Control groups received either a fruit basket or a large candle. Ninety percent of the fruit-receivers used a real smile and only 77 percent of candle-receivers smiled with a Duchenne smile. In addition, only those who received flowers reported a lasting, positive mood days later.
In an elevator study carried out by the same researchers, men or women alone in an elevator with two experimenters were presented with a large Gerber daisy, a pen or nothing. The researchers derived a total social score (TSS) by recording the type of smile, initiated talk (other than a thanks), and standing distance from the experimenters (usually strangers in an elevator retreat to opposite corners). The results showed that both men and women had higher TSS scores when receiving the Gerber daisy as compared to the pen-receivers and those who got nothing.
Living with Flowers Improves Attitudes at Home and Work
A Harvard University study, reported in 2006, found that living with flowers in the home – displaying bouquets in the most-used rooms – perked up moods in less than a week. The study, in cooperation with the Society of American Florists and the Flower Promotion Organization, discovered that people had their good moods transferred to work, and they had more compassion for their fellow beings.
Just as insects are attracted to a flower’s scent, humans have positive emotional ties with fragrant flowers. It is no accident that sensational-smelling red roses are the symbol of love. In addition, the phrase “stop and smell the roses” signifies a traditional way of reducing stress. Researchers in Japan, in an animal study, found that flower scents suppressed about 100 genes usually turned on in stressful situations.

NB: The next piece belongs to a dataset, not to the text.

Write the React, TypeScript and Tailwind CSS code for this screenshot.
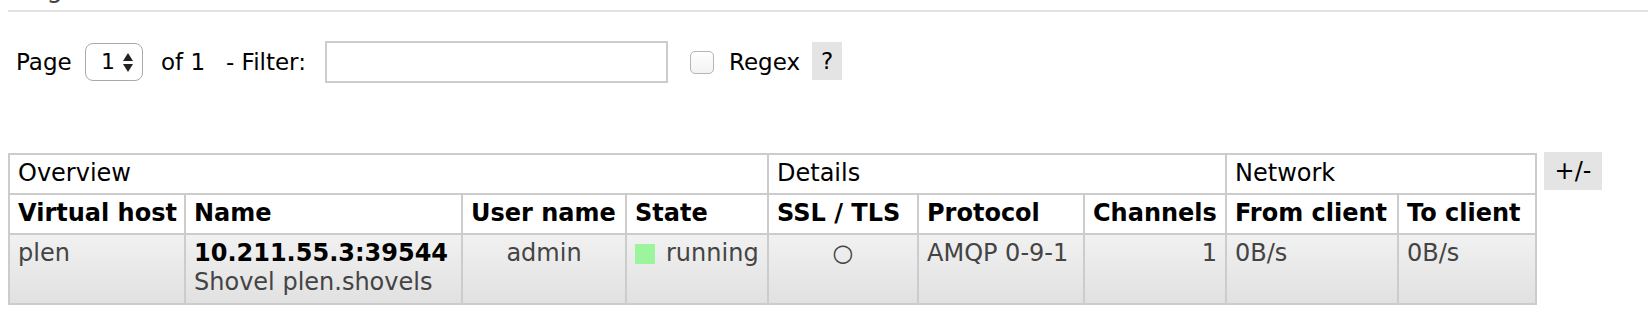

Flower Scents Reduce Stress
Seven to ten different oils in petunia and snapdragon petals make the flowers’ scents. Other flowers may have hundreds of different oils. These oils are referred to as volatile oils as they do not last long in hot weather. Curiously, flower breeders in their quest for beautiful colors and longevity in the cut-flower market, let flower fragrance fall by the wayside for a time.
Flowers Contribute to Happiness and Wellness
Increasing positive emotions can cut stress that leads to physical illnesses. Receiving flowers, placing flowers in the home, and smelling flower scents are all simple, yet powerful, ways to boost upbeat emotions. Stopping worry, improving mood, feeling pleasure, and adding socialization are all components of not only wellness, but of happiness.